Keywords: R | correlation | missing data
Abstract: This article explains why the cor() function in R may return NA or 1 in correlation matrices, focusing on the impact of missing values and the use of the 'use' argument to handle such cases. It also touches on zero-variance variables as an additional cause for NA results. Practical code examples are provided to illustrate solutions.
Introduction
When using the cor() function in R to compute correlations on a data frame with numeric values, users often encounter results where all entries are either 1 or NA. This can be confusing, especially for beginners. In this article, we delve into the reasons behind this behavior and provide practical solutions.
Default Behavior of cor()
The cor() function in R calculates the correlation coefficient between variables. By default, it requires complete cases for computation. If any variable contains missing values (NA), the correlation for pairs involving that variable is set to NA. This is because the standard formula for correlation relies on non-missing data points to ensure accuracy.
Why Diagonal Entries Are 1
In the correlation matrix, the diagonal entries represent the correlation of a variable with itself, which is always 1, indicating perfect positive correlation. This is a mathematical certainty and not an issue.
Handling Missing Values with the use Argument
To address the NA results, R provides the use argument in the cor() function. Common options include:
use = "complete.obs": Uses only complete observations, omitting any rows with NA.use = "pairwise.complete.obs": Computes correlations using pairwise complete cases.- Other options like
"everything"or"na.or.complete"are also available; refer to the documentation for details.

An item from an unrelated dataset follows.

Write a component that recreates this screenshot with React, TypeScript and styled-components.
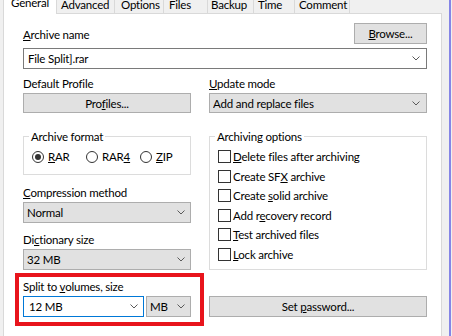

For example, to compute correlation while ignoring NAs, you can use:
cor(data$price, data$exprice, use = "complete.obs")
Or for a full matrix:
cor(data, use = "complete.obs")
Additional Considerations: Zero Variance
Another scenario that can lead to NA in correlation is when a variable has zero variance, meaning all values are identical. In such cases, the standard deviation is zero, making the correlation computation undefined. R issues a warning in this situation. For instance:
cor(cbind(a = runif(10), b = rep(1, 10)))
This will produce a matrix with NA for the correlation involving variable b, and a warning message about zero standard deviation.
Best Practices
When working with correlation analyses in R, it's essential to inspect your data for missing values and zero-variance variables. Use the use argument appropriately based on your analysis goals. Additionally, consider data imputation or other methods to handle missing data if necessary.
Conclusion
Understanding why cor() returns NA or 1 is crucial for accurate statistical analysis in R. By leveraging the use parameter and being aware of data issues like missing values and zero variance, users can obtain meaningful correlation results.